EXERCISE DETAILS => Pictures are not part of the copy. Retype the lines from the first one through the line that contains "import React from".

DATA LINES =>
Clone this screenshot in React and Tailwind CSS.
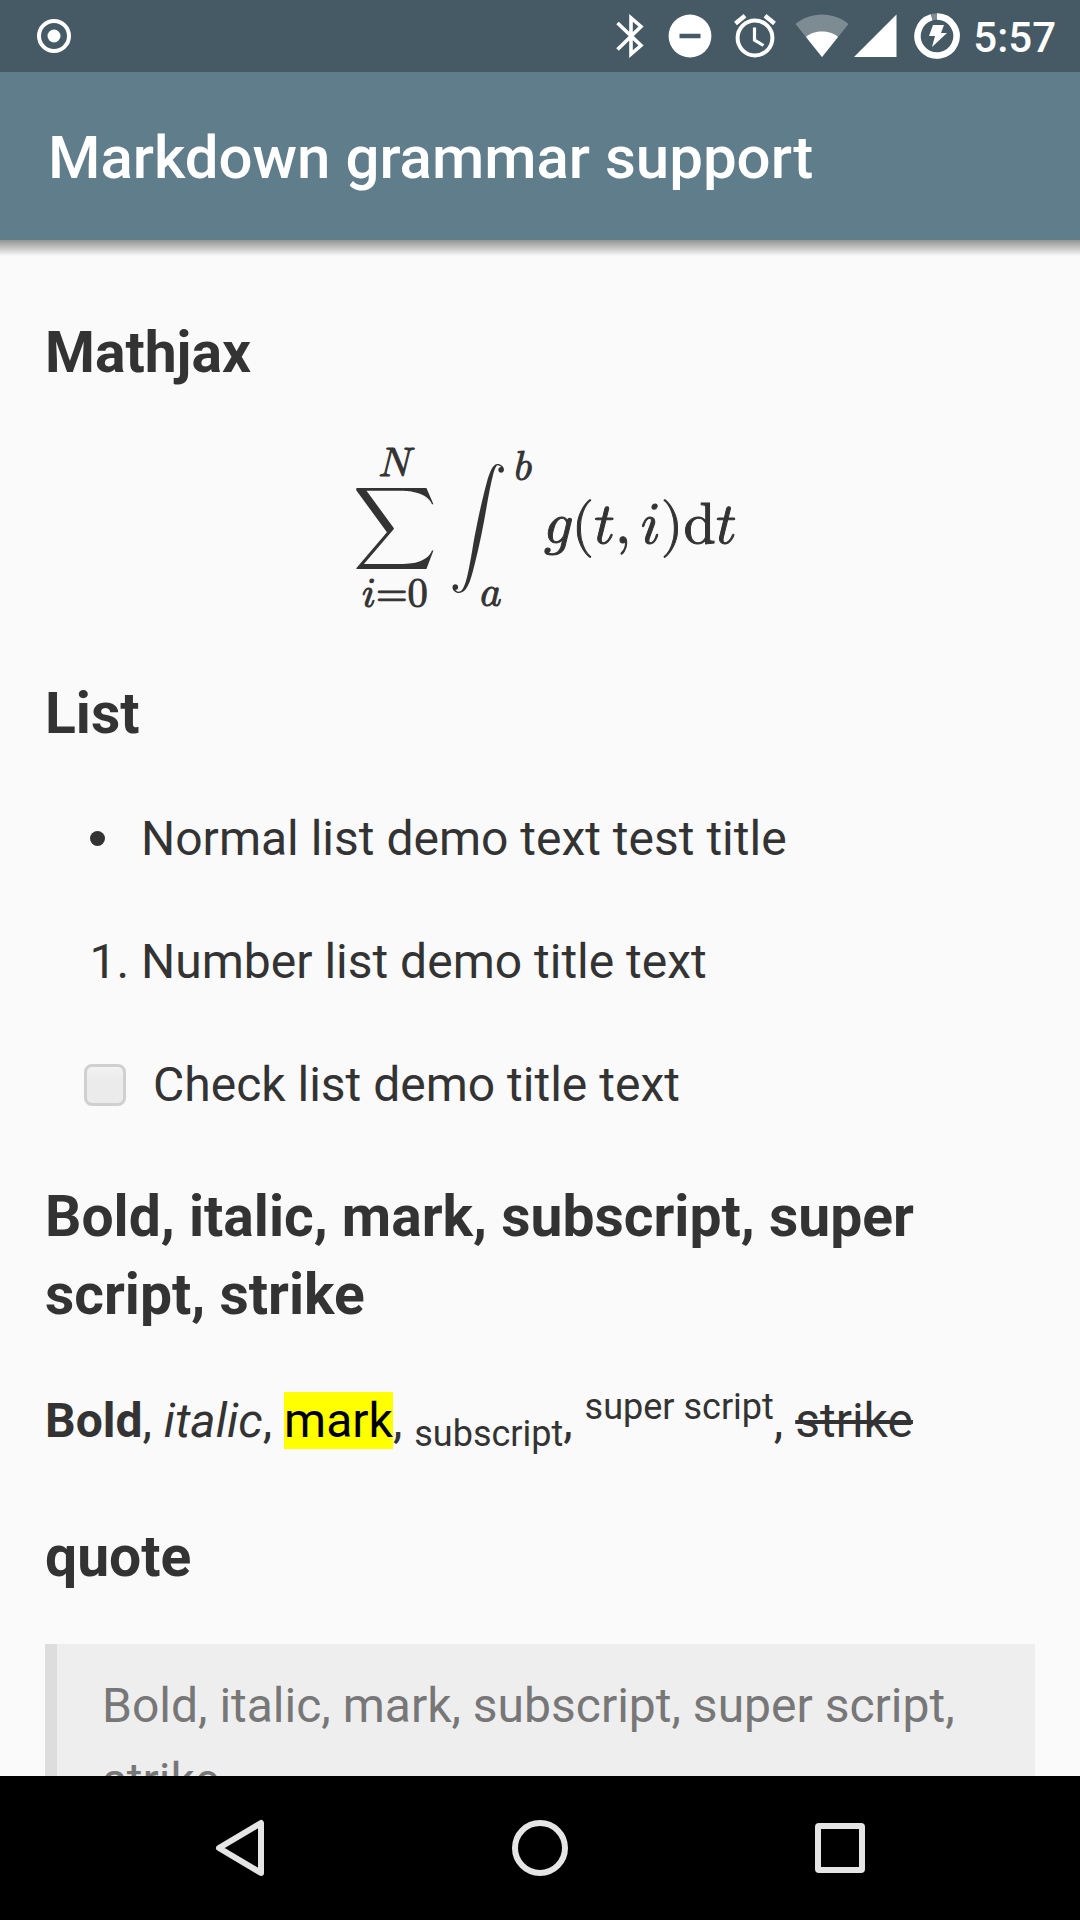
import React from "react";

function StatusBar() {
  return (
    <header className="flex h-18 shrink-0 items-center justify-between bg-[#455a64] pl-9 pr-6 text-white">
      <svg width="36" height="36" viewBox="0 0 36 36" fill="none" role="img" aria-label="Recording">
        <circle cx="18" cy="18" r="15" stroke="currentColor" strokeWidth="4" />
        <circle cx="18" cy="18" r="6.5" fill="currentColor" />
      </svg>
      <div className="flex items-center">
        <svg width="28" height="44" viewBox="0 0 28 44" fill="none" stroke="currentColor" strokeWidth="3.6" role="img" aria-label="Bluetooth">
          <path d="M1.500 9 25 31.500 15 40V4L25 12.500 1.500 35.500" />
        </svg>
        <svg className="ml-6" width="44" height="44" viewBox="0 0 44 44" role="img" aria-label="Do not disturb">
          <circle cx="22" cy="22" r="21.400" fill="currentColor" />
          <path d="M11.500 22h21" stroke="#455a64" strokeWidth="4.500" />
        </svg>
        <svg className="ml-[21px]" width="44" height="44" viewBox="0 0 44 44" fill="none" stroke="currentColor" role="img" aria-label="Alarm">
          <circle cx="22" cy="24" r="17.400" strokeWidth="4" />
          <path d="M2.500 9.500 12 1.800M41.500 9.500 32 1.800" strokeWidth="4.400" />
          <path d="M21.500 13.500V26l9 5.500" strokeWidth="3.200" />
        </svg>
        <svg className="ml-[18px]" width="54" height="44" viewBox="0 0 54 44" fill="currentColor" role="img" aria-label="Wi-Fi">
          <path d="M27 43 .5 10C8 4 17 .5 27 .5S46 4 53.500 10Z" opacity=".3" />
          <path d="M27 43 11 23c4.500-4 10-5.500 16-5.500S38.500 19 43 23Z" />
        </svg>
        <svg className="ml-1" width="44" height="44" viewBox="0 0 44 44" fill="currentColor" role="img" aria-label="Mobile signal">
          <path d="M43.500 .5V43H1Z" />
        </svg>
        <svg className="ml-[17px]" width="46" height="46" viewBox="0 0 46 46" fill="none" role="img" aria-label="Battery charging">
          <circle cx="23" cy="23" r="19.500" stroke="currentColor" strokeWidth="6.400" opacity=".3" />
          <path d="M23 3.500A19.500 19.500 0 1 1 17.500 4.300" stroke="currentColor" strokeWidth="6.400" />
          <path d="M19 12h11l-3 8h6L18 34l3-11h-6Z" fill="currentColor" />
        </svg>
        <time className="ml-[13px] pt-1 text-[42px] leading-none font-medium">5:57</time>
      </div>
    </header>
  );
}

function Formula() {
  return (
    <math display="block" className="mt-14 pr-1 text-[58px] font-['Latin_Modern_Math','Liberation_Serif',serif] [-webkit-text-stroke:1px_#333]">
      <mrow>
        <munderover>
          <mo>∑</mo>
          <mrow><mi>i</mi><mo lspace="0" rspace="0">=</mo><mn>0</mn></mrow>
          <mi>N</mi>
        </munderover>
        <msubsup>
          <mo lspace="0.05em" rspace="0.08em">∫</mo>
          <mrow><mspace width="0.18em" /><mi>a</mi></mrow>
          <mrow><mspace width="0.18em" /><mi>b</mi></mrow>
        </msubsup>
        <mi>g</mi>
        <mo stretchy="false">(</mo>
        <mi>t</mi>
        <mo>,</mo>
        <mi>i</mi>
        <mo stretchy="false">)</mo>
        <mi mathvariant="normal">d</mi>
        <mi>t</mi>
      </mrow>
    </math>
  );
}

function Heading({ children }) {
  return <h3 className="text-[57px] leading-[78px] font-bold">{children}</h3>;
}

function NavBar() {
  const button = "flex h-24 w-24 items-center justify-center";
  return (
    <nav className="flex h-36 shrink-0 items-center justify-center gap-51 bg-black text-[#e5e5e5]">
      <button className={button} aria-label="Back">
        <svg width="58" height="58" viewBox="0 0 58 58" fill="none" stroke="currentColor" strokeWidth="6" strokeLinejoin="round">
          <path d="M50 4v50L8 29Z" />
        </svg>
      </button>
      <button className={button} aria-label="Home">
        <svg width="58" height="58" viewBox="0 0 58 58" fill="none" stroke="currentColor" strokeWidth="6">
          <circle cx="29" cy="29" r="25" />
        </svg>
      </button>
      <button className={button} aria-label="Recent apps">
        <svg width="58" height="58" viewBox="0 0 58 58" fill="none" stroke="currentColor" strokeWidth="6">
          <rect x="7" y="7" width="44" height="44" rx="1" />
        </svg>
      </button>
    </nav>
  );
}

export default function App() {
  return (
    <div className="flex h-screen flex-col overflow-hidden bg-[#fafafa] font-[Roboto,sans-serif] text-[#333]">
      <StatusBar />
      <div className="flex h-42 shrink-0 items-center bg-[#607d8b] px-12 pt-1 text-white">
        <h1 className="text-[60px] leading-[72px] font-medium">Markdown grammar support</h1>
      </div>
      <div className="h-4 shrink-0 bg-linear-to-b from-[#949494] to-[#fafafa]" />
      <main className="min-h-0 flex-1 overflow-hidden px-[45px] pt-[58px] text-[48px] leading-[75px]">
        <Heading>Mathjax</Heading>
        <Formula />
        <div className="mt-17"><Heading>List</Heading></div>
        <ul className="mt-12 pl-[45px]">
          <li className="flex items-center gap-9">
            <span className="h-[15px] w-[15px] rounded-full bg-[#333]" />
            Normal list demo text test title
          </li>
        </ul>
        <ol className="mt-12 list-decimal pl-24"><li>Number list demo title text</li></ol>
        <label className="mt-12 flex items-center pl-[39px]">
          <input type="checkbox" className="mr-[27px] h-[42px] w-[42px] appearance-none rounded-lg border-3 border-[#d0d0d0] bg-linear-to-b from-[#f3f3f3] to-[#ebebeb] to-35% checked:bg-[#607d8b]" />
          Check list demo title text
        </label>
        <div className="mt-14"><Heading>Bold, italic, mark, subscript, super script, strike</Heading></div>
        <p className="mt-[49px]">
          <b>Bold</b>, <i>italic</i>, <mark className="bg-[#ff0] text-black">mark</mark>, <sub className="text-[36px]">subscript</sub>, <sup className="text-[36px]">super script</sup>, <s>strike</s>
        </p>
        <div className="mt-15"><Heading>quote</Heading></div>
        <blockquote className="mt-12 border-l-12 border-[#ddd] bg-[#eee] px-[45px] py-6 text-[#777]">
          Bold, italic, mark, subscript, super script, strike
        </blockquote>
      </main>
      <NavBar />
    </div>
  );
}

FINISHED TASK =>
Clone this screenshot in React and Tailwind CSS.
import React from "react";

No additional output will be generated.